-- TASK TO CARRY OUT --
Leave out the pictures and retype only the lines from the opening line to the line that holds "Plus, ChevronRight, ChevronsRight", both ends included.

:::::

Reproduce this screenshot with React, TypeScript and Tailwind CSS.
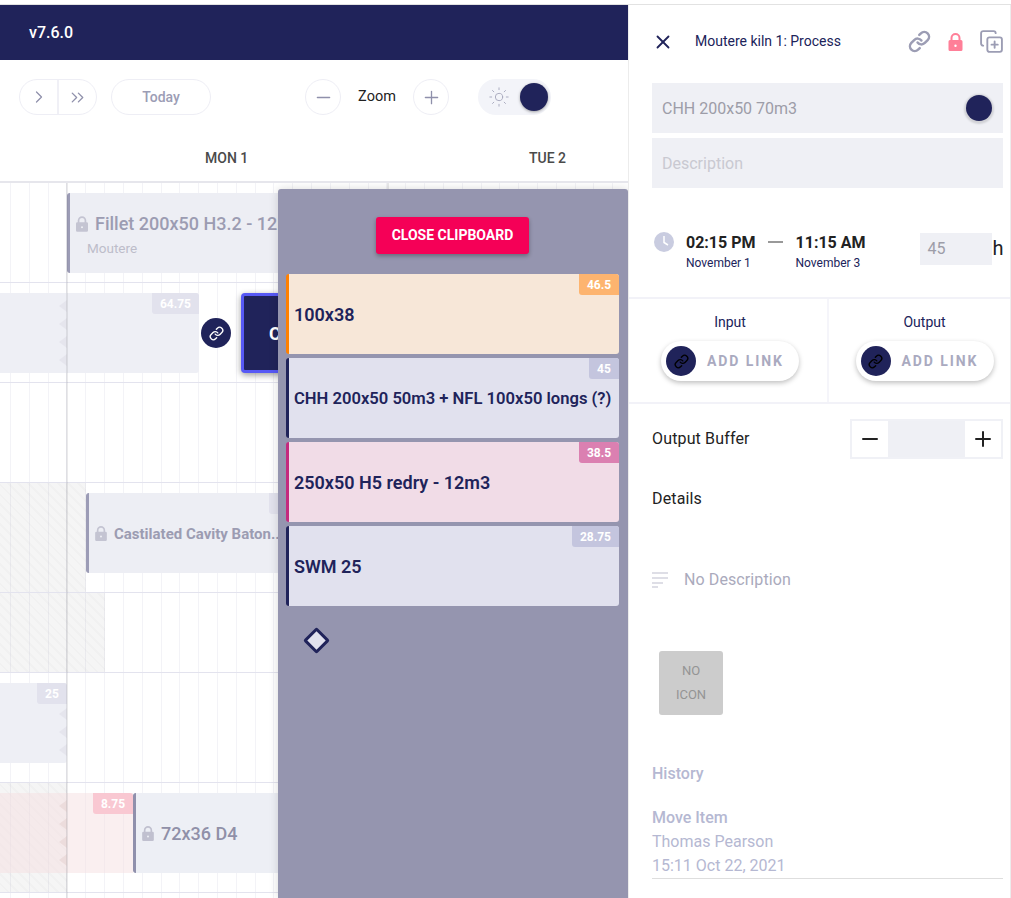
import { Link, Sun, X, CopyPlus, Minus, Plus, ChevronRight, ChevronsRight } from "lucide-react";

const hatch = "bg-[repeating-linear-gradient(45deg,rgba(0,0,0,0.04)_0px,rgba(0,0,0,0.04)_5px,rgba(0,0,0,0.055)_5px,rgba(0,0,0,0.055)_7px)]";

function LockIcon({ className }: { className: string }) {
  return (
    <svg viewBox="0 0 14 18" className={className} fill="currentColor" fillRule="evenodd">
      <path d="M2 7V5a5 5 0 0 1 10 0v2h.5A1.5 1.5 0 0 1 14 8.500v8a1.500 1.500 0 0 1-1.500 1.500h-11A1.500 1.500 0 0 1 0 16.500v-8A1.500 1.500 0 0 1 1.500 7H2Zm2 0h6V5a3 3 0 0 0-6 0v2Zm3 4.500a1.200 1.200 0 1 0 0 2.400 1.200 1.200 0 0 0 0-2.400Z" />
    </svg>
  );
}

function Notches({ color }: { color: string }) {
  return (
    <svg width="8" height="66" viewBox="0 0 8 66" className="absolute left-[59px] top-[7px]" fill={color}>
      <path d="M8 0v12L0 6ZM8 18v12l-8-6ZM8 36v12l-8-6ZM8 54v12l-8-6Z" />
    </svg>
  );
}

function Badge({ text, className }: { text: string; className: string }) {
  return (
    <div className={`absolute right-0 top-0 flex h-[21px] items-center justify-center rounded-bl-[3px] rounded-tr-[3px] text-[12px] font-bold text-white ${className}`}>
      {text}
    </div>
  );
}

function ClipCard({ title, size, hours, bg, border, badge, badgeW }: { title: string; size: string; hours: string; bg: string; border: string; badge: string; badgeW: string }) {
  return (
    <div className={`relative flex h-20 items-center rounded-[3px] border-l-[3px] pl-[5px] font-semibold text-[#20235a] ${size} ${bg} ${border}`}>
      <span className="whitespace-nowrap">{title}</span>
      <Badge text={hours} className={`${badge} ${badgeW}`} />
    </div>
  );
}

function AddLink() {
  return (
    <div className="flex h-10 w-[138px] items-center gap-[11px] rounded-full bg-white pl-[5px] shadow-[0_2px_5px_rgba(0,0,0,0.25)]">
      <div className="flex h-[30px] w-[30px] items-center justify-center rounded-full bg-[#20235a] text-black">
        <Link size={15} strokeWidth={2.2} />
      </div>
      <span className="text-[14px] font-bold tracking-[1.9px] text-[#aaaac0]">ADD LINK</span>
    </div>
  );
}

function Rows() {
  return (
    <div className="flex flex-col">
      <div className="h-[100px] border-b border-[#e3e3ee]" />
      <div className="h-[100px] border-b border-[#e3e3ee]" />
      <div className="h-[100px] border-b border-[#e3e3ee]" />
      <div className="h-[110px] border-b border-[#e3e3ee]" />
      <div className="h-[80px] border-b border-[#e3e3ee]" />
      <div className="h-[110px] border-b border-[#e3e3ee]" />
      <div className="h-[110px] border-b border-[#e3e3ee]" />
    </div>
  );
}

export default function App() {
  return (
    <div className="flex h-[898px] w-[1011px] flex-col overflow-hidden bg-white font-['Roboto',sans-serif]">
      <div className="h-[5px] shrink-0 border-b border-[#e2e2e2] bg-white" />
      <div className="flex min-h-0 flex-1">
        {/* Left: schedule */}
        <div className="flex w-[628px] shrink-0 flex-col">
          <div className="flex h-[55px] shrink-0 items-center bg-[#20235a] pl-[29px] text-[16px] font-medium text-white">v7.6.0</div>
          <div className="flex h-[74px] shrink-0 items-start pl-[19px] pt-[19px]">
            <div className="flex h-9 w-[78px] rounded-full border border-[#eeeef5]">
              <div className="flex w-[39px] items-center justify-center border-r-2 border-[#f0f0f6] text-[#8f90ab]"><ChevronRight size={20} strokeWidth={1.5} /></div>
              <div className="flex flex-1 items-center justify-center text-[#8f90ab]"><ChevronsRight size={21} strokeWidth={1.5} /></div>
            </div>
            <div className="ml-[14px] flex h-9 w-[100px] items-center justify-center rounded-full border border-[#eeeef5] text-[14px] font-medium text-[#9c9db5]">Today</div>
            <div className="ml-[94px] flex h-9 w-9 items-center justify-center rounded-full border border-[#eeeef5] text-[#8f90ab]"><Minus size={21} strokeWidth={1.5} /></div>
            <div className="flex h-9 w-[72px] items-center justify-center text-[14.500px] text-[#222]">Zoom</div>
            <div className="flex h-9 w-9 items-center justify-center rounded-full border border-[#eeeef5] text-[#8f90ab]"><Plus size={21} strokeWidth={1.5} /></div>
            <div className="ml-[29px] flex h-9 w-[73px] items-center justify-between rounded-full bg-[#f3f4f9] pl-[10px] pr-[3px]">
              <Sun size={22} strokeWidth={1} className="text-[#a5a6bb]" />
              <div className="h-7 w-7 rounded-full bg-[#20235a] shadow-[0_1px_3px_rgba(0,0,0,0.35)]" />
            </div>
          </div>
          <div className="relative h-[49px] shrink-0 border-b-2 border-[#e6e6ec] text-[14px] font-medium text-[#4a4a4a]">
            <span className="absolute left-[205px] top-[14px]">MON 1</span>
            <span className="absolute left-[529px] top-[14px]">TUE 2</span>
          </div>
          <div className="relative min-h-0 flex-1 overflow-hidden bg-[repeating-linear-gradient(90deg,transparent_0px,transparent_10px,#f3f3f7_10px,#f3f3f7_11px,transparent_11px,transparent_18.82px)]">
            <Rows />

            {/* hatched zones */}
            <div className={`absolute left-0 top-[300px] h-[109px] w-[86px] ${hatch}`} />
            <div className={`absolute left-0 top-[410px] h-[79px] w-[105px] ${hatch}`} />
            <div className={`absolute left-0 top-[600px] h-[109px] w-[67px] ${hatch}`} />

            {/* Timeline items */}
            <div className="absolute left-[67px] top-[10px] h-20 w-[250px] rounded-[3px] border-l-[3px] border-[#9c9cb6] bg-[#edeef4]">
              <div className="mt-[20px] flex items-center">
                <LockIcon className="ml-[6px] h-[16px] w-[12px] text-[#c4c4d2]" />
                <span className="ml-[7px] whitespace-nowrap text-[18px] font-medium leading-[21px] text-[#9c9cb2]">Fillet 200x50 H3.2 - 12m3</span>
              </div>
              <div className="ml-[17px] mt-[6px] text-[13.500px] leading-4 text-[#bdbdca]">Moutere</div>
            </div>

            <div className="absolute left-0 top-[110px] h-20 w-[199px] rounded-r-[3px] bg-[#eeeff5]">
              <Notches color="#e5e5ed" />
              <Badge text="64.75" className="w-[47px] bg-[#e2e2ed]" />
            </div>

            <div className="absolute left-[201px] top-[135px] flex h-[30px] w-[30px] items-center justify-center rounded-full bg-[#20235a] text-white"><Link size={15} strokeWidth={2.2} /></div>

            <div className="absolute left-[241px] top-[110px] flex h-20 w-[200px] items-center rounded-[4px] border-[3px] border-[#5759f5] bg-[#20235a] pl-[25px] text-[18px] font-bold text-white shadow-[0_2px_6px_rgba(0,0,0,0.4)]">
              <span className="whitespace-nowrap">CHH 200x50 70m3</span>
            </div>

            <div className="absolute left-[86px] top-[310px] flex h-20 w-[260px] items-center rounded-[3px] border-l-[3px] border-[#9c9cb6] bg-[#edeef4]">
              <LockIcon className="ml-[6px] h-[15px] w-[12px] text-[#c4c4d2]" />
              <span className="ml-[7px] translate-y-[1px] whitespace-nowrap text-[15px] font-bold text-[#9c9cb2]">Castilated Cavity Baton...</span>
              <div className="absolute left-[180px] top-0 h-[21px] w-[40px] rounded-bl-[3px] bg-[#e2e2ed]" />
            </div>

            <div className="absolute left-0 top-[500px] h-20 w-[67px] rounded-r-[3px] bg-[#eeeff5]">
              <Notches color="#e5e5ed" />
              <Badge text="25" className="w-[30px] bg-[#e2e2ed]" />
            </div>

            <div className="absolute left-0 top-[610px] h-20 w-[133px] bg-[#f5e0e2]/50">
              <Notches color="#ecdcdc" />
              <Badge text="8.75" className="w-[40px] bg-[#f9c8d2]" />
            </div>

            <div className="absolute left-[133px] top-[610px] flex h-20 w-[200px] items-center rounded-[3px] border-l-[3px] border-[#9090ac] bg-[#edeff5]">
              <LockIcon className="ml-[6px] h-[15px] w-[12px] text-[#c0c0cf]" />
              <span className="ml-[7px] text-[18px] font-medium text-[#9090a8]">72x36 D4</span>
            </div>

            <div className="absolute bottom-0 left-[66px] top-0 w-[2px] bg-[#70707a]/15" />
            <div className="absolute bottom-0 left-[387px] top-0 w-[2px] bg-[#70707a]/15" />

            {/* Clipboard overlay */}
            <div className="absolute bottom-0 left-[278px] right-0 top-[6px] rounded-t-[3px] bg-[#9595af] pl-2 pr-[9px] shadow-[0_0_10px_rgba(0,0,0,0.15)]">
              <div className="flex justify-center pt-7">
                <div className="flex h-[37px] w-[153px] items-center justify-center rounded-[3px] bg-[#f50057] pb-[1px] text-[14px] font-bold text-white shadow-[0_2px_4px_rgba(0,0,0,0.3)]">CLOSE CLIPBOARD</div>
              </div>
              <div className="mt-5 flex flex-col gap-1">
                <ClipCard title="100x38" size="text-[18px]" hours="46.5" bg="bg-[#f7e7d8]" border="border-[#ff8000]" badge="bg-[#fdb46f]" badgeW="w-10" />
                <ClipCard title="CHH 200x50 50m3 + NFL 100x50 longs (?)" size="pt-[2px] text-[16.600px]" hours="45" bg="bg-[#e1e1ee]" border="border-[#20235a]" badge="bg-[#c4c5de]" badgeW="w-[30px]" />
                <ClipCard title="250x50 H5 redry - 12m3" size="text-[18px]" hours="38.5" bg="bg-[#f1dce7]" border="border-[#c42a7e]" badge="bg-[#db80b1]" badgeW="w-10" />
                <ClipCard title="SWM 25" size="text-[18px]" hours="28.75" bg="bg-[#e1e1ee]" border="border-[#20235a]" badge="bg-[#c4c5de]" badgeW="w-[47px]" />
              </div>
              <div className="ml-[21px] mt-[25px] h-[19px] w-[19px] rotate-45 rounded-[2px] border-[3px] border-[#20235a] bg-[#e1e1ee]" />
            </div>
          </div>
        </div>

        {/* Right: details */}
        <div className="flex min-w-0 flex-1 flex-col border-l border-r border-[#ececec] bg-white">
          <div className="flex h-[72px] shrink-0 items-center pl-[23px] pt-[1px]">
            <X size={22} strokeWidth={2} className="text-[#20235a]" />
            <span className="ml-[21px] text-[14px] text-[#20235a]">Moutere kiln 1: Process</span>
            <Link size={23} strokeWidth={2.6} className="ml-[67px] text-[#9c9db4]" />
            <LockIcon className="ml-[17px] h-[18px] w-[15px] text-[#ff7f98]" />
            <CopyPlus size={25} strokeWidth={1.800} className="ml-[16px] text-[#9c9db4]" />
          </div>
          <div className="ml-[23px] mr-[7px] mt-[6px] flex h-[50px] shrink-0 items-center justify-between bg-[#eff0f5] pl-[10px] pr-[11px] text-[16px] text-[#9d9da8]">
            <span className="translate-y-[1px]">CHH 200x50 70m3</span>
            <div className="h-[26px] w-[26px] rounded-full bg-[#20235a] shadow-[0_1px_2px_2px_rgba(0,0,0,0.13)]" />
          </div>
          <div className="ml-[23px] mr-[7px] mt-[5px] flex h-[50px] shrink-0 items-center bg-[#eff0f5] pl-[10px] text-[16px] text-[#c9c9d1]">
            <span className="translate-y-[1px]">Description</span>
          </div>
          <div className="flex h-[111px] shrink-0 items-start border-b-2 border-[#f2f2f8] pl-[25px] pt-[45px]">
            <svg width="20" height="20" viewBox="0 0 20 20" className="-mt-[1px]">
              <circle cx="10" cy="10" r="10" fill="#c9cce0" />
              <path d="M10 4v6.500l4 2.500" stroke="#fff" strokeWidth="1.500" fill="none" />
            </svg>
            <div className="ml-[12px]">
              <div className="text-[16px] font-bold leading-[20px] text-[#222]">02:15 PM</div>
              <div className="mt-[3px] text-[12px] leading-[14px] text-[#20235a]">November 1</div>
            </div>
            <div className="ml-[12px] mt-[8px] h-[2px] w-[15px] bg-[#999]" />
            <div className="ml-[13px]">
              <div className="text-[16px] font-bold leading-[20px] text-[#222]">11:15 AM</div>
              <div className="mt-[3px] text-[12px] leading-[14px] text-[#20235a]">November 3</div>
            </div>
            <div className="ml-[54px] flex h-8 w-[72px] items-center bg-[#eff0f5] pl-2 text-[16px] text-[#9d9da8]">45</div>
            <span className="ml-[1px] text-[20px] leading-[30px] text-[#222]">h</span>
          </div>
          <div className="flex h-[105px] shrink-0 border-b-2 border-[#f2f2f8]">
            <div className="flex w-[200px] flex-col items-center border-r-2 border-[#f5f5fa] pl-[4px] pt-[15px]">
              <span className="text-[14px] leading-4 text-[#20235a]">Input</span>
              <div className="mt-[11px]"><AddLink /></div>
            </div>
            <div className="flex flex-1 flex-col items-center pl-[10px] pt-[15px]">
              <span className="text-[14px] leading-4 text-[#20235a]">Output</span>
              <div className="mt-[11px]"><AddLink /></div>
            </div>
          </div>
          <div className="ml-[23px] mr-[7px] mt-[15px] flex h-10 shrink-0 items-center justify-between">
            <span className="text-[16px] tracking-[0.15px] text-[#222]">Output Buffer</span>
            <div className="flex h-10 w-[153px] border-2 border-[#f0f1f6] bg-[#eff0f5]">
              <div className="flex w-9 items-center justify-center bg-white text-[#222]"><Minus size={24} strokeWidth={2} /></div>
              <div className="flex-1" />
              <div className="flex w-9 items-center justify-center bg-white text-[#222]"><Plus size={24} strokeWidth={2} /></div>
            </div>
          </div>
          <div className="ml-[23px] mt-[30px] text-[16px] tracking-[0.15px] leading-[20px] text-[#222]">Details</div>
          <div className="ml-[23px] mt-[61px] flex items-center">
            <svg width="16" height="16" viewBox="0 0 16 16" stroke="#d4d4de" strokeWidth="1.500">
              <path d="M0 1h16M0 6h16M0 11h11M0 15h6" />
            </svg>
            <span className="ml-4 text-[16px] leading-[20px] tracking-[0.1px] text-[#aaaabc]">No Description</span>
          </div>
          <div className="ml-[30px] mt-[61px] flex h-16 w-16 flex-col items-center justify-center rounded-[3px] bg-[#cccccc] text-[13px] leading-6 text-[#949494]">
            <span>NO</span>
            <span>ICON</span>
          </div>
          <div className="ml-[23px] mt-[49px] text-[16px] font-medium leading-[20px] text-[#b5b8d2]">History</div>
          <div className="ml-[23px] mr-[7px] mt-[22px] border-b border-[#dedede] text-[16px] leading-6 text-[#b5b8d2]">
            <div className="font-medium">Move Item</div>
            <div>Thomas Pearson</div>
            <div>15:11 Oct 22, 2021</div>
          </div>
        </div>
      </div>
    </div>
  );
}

:::::

-- TASK SOLUTION --
Reproduce this screenshot with React, TypeScript and Tailwind CSS.
import { Link, Sun, X, CopyPlus, Minus, Plus, ChevronRight, ChevronsRight } from "lucide-react";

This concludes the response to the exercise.